[Dataset entries]
╔══
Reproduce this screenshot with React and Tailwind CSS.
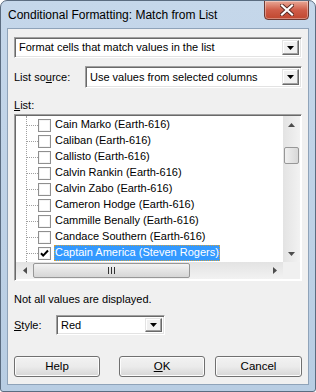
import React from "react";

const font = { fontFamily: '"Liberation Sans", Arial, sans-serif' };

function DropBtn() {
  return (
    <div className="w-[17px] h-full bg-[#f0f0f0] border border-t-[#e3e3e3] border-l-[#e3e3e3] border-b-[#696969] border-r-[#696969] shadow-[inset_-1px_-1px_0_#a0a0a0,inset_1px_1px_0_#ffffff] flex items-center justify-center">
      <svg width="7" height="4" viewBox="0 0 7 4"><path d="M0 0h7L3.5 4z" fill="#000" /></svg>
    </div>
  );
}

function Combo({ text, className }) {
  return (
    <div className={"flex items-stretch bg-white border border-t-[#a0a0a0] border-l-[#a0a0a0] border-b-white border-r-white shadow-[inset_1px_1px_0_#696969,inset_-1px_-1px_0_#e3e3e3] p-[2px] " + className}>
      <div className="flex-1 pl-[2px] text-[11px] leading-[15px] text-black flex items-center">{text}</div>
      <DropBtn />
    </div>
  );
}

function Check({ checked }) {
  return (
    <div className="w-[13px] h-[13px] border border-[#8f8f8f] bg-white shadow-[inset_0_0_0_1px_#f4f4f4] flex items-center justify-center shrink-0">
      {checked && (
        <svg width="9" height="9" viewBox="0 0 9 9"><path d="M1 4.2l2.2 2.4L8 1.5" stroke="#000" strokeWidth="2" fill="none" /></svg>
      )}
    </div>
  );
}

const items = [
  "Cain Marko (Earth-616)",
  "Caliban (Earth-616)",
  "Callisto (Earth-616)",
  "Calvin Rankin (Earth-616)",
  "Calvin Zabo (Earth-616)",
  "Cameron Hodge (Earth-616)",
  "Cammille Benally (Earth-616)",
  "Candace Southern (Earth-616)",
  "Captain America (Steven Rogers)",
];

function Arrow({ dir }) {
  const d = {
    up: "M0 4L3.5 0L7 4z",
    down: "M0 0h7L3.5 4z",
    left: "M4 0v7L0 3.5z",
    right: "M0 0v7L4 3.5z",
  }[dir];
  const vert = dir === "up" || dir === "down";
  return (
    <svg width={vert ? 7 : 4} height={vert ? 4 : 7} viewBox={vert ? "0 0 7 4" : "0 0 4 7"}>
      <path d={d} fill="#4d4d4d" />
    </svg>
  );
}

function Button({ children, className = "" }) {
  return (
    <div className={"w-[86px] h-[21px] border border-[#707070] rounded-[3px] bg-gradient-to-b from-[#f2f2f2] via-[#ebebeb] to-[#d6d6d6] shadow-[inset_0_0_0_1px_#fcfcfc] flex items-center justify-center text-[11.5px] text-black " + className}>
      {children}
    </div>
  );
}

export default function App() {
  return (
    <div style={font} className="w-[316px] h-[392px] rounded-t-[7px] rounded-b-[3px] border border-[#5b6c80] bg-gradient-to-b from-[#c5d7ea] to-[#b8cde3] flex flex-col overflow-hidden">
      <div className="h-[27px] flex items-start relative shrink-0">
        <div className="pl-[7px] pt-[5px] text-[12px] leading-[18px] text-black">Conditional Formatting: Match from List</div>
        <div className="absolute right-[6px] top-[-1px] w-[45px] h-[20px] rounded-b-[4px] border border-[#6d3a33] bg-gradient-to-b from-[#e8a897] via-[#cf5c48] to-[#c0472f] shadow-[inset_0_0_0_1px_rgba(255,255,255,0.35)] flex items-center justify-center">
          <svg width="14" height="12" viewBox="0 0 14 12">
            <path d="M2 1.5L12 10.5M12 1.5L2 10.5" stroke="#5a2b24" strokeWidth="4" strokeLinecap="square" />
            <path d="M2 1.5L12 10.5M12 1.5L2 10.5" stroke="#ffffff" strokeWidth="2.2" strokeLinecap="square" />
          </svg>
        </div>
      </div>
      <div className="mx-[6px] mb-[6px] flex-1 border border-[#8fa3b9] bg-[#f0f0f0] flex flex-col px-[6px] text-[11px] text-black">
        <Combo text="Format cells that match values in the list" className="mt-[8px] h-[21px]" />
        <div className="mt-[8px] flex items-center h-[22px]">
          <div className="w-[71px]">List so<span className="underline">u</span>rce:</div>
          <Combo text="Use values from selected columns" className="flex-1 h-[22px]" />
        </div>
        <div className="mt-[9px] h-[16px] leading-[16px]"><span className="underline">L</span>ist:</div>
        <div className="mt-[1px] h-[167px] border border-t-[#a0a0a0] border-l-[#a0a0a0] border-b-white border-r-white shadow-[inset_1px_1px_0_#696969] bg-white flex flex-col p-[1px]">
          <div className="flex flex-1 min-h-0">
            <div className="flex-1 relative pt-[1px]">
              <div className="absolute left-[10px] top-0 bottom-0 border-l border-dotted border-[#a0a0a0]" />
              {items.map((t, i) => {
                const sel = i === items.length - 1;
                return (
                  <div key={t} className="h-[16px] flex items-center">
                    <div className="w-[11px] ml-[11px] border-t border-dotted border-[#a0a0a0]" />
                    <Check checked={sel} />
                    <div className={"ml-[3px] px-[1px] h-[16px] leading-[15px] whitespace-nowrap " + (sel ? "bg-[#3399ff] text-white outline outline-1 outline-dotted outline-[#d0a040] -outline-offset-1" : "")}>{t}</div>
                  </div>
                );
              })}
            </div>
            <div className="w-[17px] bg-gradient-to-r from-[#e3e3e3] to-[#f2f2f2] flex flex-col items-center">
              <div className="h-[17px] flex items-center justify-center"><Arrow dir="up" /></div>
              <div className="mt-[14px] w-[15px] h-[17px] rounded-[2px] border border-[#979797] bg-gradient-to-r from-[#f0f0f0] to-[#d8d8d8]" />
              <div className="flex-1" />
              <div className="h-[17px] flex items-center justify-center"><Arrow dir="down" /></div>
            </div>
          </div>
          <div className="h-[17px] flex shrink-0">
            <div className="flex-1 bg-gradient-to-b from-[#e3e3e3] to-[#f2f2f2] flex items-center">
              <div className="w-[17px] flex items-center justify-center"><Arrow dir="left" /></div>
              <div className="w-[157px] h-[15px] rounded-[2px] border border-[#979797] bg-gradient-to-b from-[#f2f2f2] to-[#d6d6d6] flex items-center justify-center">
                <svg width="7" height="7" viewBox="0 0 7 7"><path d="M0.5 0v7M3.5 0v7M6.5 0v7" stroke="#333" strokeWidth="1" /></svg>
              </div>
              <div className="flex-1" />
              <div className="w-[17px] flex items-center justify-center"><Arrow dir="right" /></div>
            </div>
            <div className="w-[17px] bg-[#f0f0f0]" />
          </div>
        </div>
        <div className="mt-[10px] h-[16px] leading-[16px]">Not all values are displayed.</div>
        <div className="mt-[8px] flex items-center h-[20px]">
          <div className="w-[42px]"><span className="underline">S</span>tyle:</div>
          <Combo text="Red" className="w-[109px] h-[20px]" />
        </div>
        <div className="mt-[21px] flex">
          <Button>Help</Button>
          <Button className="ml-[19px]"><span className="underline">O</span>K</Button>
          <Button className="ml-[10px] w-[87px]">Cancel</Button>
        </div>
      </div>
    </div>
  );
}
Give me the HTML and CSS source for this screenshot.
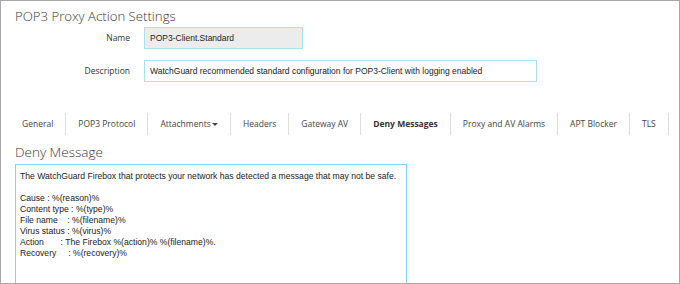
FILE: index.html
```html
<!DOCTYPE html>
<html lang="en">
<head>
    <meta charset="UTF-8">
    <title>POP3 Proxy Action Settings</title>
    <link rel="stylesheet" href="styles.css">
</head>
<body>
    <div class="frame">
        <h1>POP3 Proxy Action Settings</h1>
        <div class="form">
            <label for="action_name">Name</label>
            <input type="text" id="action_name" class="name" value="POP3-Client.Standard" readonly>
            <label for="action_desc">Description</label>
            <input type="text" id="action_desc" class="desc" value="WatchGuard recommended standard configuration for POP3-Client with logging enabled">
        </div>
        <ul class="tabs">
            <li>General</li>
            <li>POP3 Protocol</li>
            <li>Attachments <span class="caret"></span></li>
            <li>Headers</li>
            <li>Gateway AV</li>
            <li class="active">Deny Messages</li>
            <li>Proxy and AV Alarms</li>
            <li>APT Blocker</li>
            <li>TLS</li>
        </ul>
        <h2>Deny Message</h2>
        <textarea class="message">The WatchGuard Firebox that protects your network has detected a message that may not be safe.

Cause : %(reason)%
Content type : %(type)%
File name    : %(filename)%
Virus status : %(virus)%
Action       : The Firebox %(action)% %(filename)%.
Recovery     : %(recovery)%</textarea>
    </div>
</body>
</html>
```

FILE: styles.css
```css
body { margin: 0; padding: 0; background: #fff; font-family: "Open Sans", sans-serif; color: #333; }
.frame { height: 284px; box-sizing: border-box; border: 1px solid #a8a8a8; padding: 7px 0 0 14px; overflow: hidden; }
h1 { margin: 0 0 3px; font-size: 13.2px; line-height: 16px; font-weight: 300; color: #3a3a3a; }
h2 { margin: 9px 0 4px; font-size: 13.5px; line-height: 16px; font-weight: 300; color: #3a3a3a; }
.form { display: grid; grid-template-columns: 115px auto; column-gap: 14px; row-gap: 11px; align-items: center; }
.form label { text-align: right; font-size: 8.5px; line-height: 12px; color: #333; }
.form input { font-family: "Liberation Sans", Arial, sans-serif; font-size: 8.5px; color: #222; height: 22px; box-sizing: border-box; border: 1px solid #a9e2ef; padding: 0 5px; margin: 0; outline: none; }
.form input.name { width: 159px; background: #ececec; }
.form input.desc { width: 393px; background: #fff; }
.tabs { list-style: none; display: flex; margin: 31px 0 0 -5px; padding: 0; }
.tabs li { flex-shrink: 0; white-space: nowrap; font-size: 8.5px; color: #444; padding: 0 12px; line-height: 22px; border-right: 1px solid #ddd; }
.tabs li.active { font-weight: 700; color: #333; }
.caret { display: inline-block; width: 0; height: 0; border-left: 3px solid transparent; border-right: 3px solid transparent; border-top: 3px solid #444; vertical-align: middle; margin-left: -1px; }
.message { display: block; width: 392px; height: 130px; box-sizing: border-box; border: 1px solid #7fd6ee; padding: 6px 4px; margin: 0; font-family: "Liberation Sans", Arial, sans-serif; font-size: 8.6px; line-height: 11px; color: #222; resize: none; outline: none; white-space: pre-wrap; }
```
╚══
_Directions for this task_.
Say how many lines of the data include the word "screenshot". Respond with the number alone.

_Full output_.
2